Но помимо всех этих совпадений, во многом внешних, главное, что роднит Солженицына с Достоевским, — его концепция человека, концепция отнюдь не толстовская, куда более пессимистичная и вместе с тем азартная, стимулирующая, заводная. Человек есть нечто, что еще только предстоит создать. В нынешнем своем виде он слаб, безбожен, безволен, дисгармоничен; ни семейная, ни любовная идиллия не достраивают его, так сказать, до целого.
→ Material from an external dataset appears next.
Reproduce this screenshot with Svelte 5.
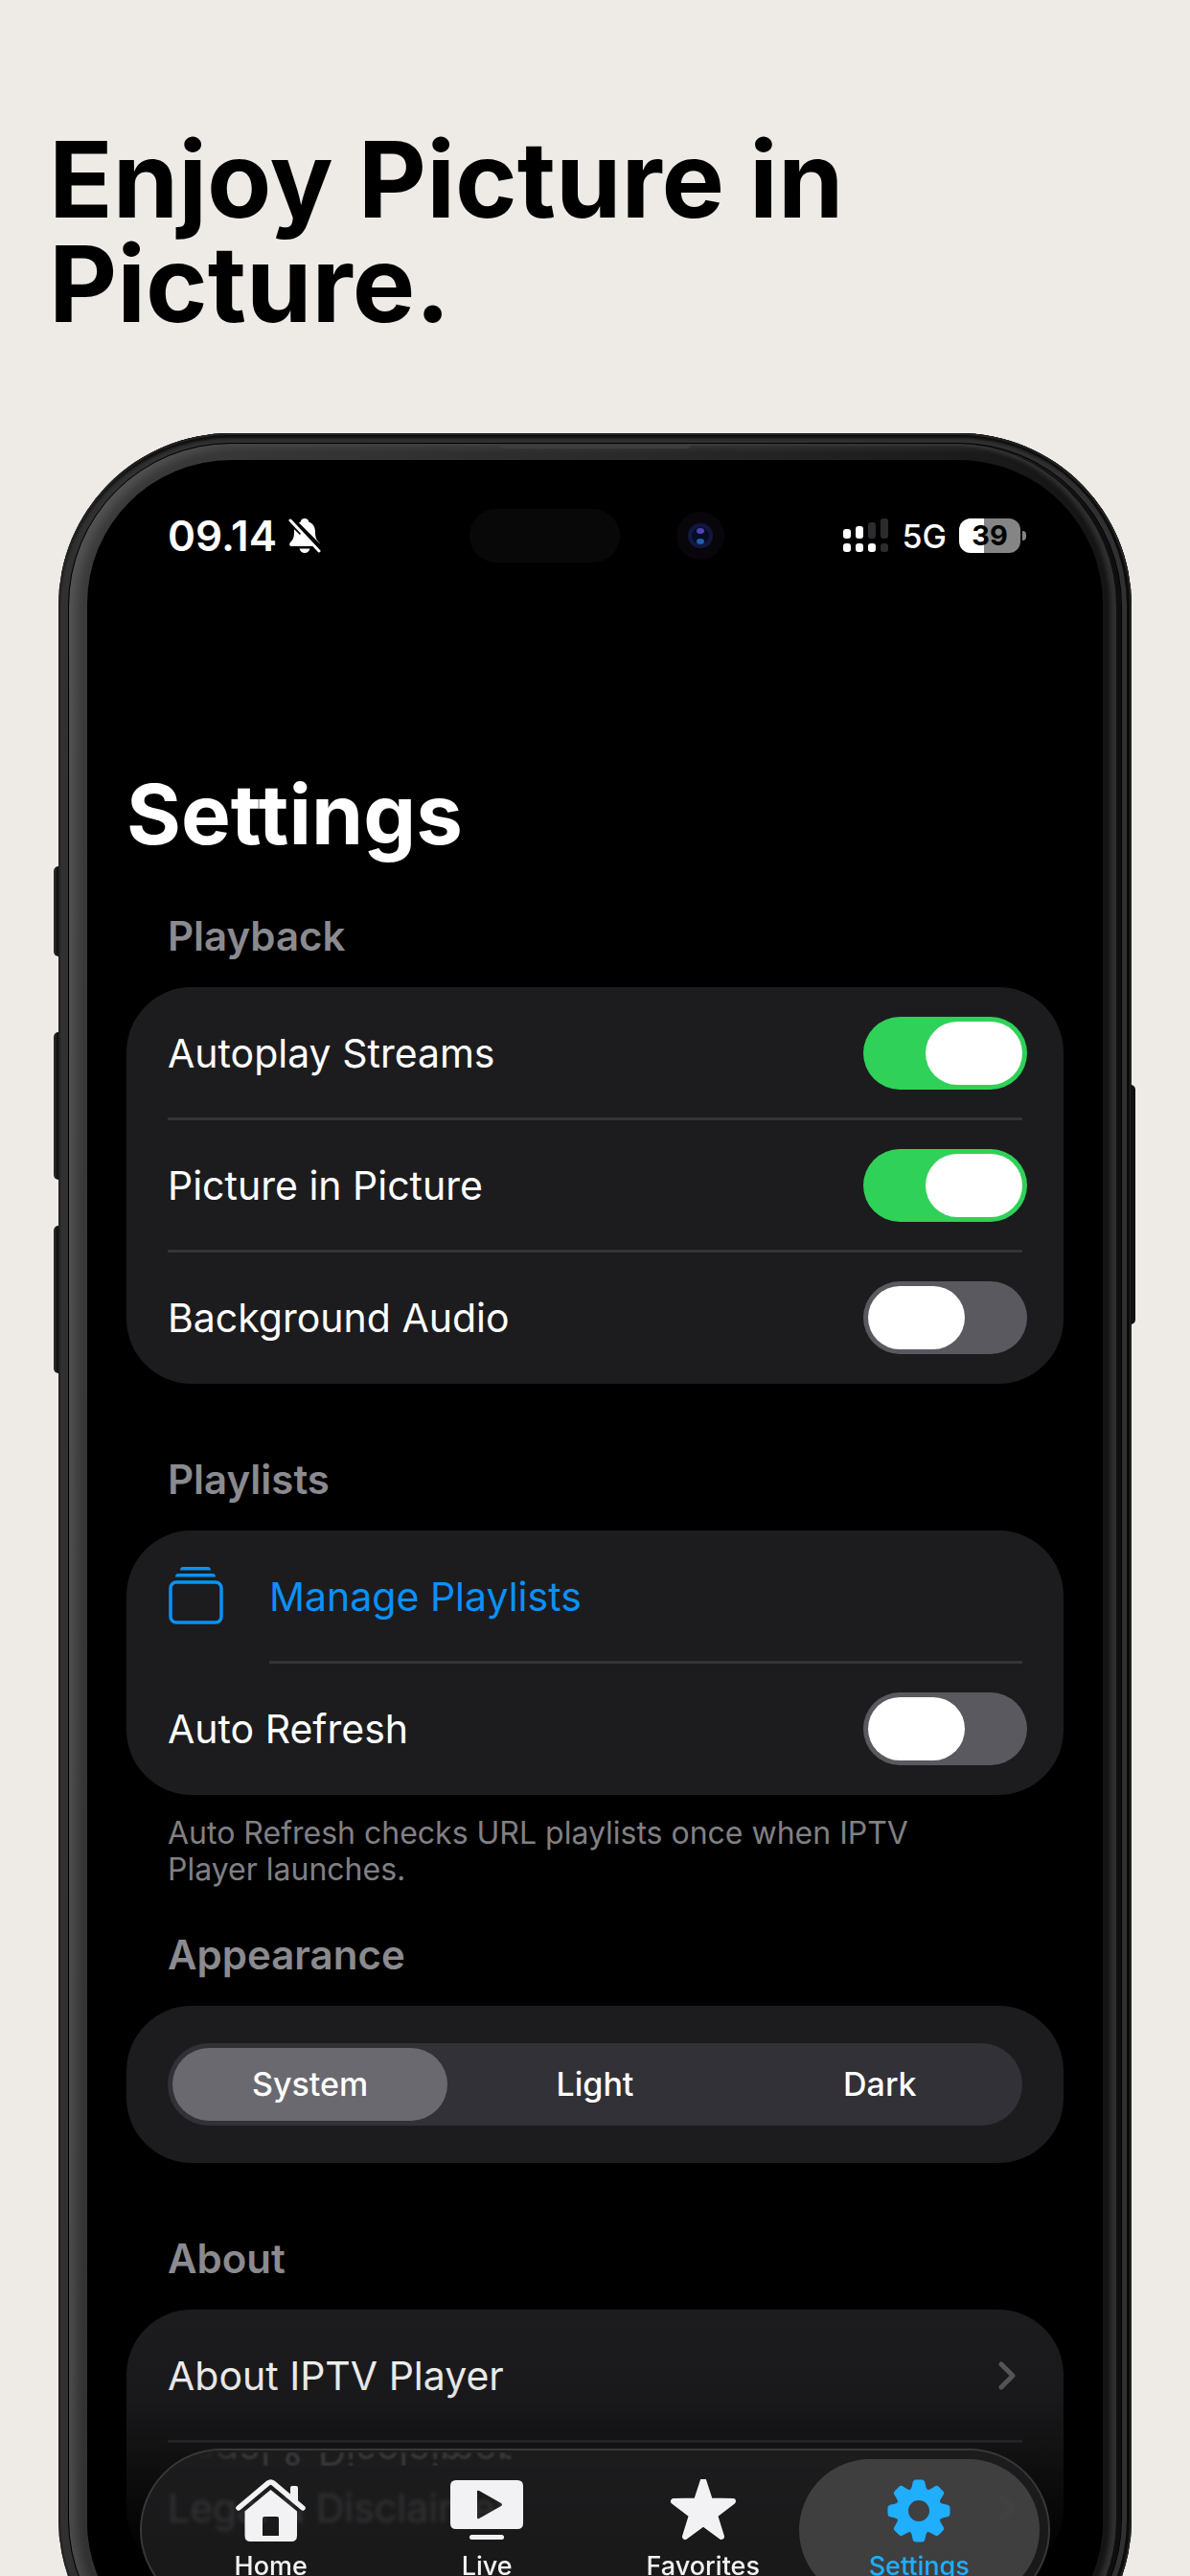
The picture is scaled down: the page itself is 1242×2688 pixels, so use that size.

Если толстовский человек гармоничен, здоров, задуман счастливым и властен вложить в свою жизнь левинский «смысл добра», то у Достоевского и Солженицына человек раздерган, раздроблен, бесконечно далек от идеала, и стремиться ему следует не к миру и добру, а к титаническому, героическому деянию, к решению всемирных вопросов, к слиянию с Богом, и никакие паллиативы вроде добрых дел, семейственного счастия и помощи бедным не могут заслонить этих гигантских задач. Толстой — последний певец патриархальности; Солженицыну это пытались приписать, но у него и близко нет ничего подобного.